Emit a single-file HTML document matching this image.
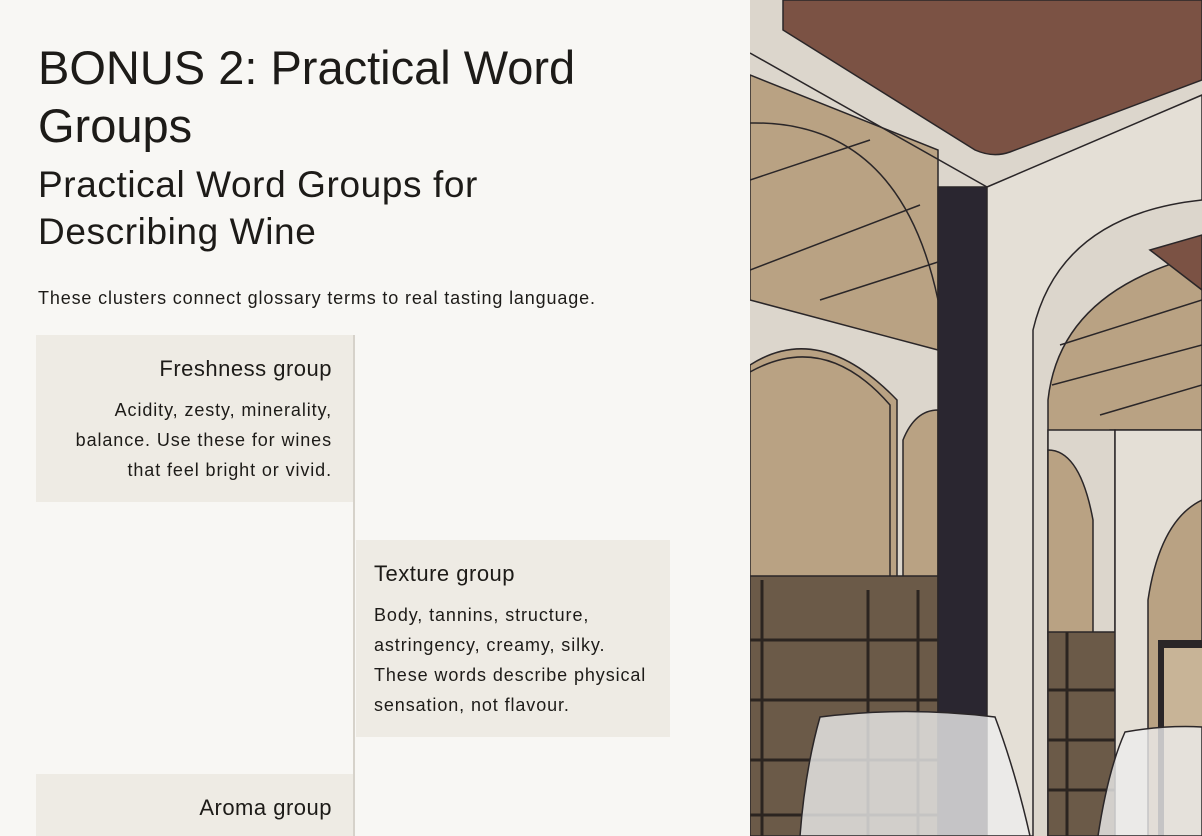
<!DOCTYPE html>
<html><head><meta charset="utf-8"><style>
*{margin:0;padding:0;box-sizing:border-box}
html,body{width:1202px;height:836px;overflow:hidden;background:#f8f7f4;font-family:"Liberation Sans",sans-serif;color:#1d1b18}
.t{position:absolute;white-space:nowrap}
.h1{font-size:47px;letter-spacing:0px}
.h2{font-size:37px;letter-spacing:0.6px}
.box{position:absolute;background:#eeebe4}
.bh{font-size:22px;letter-spacing:0.5px}
.bp{font-size:18px;line-height:30px;letter-spacing:0.9px}
</style></head><body>
<div class="t h1" style="left:38px;top:40px">BONUS 2: Practical Word</div>
<div class="t h1" style="left:38px;top:98px">Groups</div>
<div class="t h2" style="left:38px;top:164px">Practical Word Groups for</div>
<div class="t h2" style="left:38px;top:211px">Describing Wine</div>
<div class="t" style="left:38px;top:288px;font-size:18px;letter-spacing:0.85px">These clusters connect glossary terms to real tasting language.</div>

<div style="position:absolute;left:353px;top:335px;width:2px;height:501px;background:#d6d2ca"></div>

<div class="box" style="left:36px;top:335px;width:317px;height:167px"></div>
<div class="t bh" style="right:870px;top:356px">Freshness group</div>
<div class="t bp" style="right:870px;top:395px;text-align:right">Acidity, zesty, minerality,<br>balance. Use these for wines<br>that feel bright or vivid.</div>

<div class="box" style="left:356px;top:540px;width:314px;height:197px"></div>
<div class="t bh" style="left:374px;top:561px">Texture group</div>
<div class="t bp" style="left:374px;top:600px">Body, tannins, structure,<br>astringency, creamy, silky.<br>These words describe physical<br>sensation, not flavour.</div>

<div class="box" style="left:36px;top:774px;width:317px;height:62px"></div>
<div class="t bh" style="right:870px;top:795px">Aroma group</div>

<svg style="position:absolute;left:750px;top:0" width="452" height="836" viewBox="750 0 452 836">
<g stroke="#2a2628" stroke-width="1.5">
<rect x="750" y="0" width="452" height="836" fill="#dcd6cc" stroke="none"/>
<path d="M750,75 L938,150 L938,350 L750,300 Z" fill="#b9a283"/>
<path d="M750,123 Q900,120 938,300" fill="none"/>
<path d="M750,180 L870,140 M750,270 L920,205 M820,300 L938,262" fill="none"/>
<path d="M783,0 L1202,0 L1202,80 L1010,152 Q993,158 975,150 L783,30 Z" fill="#7b5244"/>
<path d="M750,53 L987,187" fill="none"/>
<path d="M750,580 V365 Q820,320 897,400 V580 Z" fill="#b9a283"/>
<path d="M750,372 Q825,330 890,405 V580" fill="none"/>
<path d="M903,580 V440 Q915,410 938,410 V580 Z" fill="#b9a283"/>
<rect x="750" y="576" width="188" height="260" fill="#6b5a48"/>
<g stroke="#2b2420" stroke-width="3">
<path d="M750,640 H938 M750,700 H938 M750,760 H938 M750,815 H938 M762,580 V836 M868,590 V836 M918,590 V836"/>
</g>
<rect x="938" y="187" width="49" height="649" fill="#2a2630"/>
<path d="M987,187 L1202,95 L1202,200 Q1060,215 1033,330 V836 H987 Z" fill="#e4dfd6"/>
<path d="M1048,836 V400 Q1060,290 1202,255 L1202,430 L1110,430 Z" fill="#b9a283"/>
<path d="M1150,250 L1202,235 L1202,290 Z" fill="#7b5244"/>
<path d="M1060,345 L1202,300 M1052,385 L1202,345 M1100,415 L1202,385" fill="none"/>
<path d="M1048,430 H1115 V836 H1048 Z" fill="#dcd6cc"/>
<path d="M1048,640 V450 Q1080,450 1093,520 V640 Z" fill="#b9a283"/>
<rect x="1048" y="632" width="70" height="204" fill="#6b5a48"/>
<g stroke="#2b2420" stroke-width="3"><path d="M1048,690 H1118 M1048,740 H1118 M1048,790 H1118 M1067,632 V836"/></g>
<path d="M1115,430 H1202 V836 H1115 Z" fill="#e4dfd6"/>
<path d="M1148,836 V600 Q1160,520 1202,500 V836 Z" fill="#b9a283"/>
<rect x="1158" y="640" width="44" height="196" fill="#2a2628" stroke="none"/>
<rect x="1164" y="648" width="38" height="188" fill="#c8b497" stroke="none"/>
<path d="M820,717 Q905,706 995,717 Q1015,770 1030,836 H800 Q805,770 820,717 Z" fill="#ececec" fill-opacity="0.8"/>
<path d="M1125,732 Q1165,725 1202,727 V836 H1098 Q1108,770 1125,732 Z" fill="#ececec" fill-opacity="0.8"/>
</g>
</svg>
</body></html>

• • •

### SET PROBLEM
Repeat the listing in full and exactly. Do not include any images.

### THE RESPONSE
Emit a single-file HTML document matching this image.
<!DOCTYPE html>
<html><head><meta charset="utf-8"><style>
*{margin:0;padding:0;box-sizing:border-box}
html,body{width:1202px;height:836px;overflow:hidden;background:#f8f7f4;font-family:"Liberation Sans",sans-serif;color:#1d1b18}
.t{position:absolute;white-space:nowrap}
.h1{font-size:47px;letter-spacing:0px}
.h2{font-size:37px;letter-spacing:0.6px}
.box{position:absolute;background:#eeebe4}
.bh{font-size:22px;letter-spacing:0.5px}
.bp{font-size:18px;line-height:30px;letter-spacing:0.9px}
</style></head><body>
<div class="t h1" style="left:38px;top:40px">BONUS 2: Practical Word</div>
<div class="t h1" style="left:38px;top:98px">Groups</div>
<div class="t h2" style="left:38px;top:164px">Practical Word Groups for</div>
<div class="t h2" style="left:38px;top:211px">Describing Wine</div>
<div class="t" style="left:38px;top:288px;font-size:18px;letter-spacing:0.85px">These clusters connect glossary terms to real tasting language.</div>

<div style="position:absolute;left:353px;top:335px;width:2px;height:501px;background:#d6d2ca"></div>

<div class="box" style="left:36px;top:335px;width:317px;height:167px"></div>
<div class="t bh" style="right:870px;top:356px">Freshness group</div>
<div class="t bp" style="right:870px;top:395px;text-align:right">Acidity, zesty, minerality,<br>balance. Use these for wines<br>that feel bright or vivid.</div>

<div class="box" style="left:356px;top:540px;width:314px;height:197px"></div>
<div class="t bh" style="left:374px;top:561px">Texture group</div>
<div class="t bp" style="left:374px;top:600px">Body, tannins, structure,<br>astringency, creamy, silky.<br>These words describe physical<br>sensation, not flavour.</div>

<div class="box" style="left:36px;top:774px;width:317px;height:62px"></div>
<div class="t bh" style="right:870px;top:795px">Aroma group</div>

<svg style="position:absolute;left:750px;top:0" width="452" height="836" viewBox="750 0 452 836">
<g stroke="#2a2628" stroke-width="1.5">
<rect x="750" y="0" width="452" height="836" fill="#dcd6cc" stroke="none"/>
<path d="M750,75 L938,150 L938,350 L750,300 Z" fill="#b9a283"/>
<path d="M750,123 Q900,120 938,300" fill="none"/>
<path d="M750,180 L870,140 M750,270 L920,205 M820,300 L938,262" fill="none"/>
<path d="M783,0 L1202,0 L1202,80 L1010,152 Q993,158 975,150 L783,30 Z" fill="#7b5244"/>
<path d="M750,53 L987,187" fill="none"/>
<path d="M750,580 V365 Q820,320 897,400 V580 Z" fill="#b9a283"/>
<path d="M750,372 Q825,330 890,405 V580" fill="none"/>
<path d="M903,580 V440 Q915,410 938,410 V580 Z" fill="#b9a283"/>
<rect x="750" y="576" width="188" height="260" fill="#6b5a48"/>
<g stroke="#2b2420" stroke-width="3">
<path d="M750,640 H938 M750,700 H938 M750,760 H938 M750,815 H938 M762,580 V836 M868,590 V836 M918,590 V836"/>
</g>
<rect x="938" y="187" width="49" height="649" fill="#2a2630"/>
<path d="M987,187 L1202,95 L1202,200 Q1060,215 1033,330 V836 H987 Z" fill="#e4dfd6"/>
<path d="M1048,836 V400 Q1060,290 1202,255 L1202,430 L1110,430 Z" fill="#b9a283"/>
<path d="M1150,250 L1202,235 L1202,290 Z" fill="#7b5244"/>
<path d="M1060,345 L1202,300 M1052,385 L1202,345 M1100,415 L1202,385" fill="none"/>
<path d="M1048,430 H1115 V836 H1048 Z" fill="#dcd6cc"/>
<path d="M1048,640 V450 Q1080,450 1093,520 V640 Z" fill="#b9a283"/>
<rect x="1048" y="632" width="70" height="204" fill="#6b5a48"/>
<g stroke="#2b2420" stroke-width="3"><path d="M1048,690 H1118 M1048,740 H1118 M1048,790 H1118 M1067,632 V836"/></g>
<path d="M1115,430 H1202 V836 H1115 Z" fill="#e4dfd6"/>
<path d="M1148,836 V600 Q1160,520 1202,500 V836 Z" fill="#b9a283"/>
<rect x="1158" y="640" width="44" height="196" fill="#2a2628" stroke="none"/>
<rect x="1164" y="648" width="38" height="188" fill="#c8b497" stroke="none"/>
<path d="M820,717 Q905,706 995,717 Q1015,770 1030,836 H800 Q805,770 820,717 Z" fill="#ececec" fill-opacity="0.8"/>
<path d="M1125,732 Q1165,725 1202,727 V836 H1098 Q1108,770 1125,732 Z" fill="#ececec" fill-opacity="0.8"/>
</g>
</svg>
</body></html>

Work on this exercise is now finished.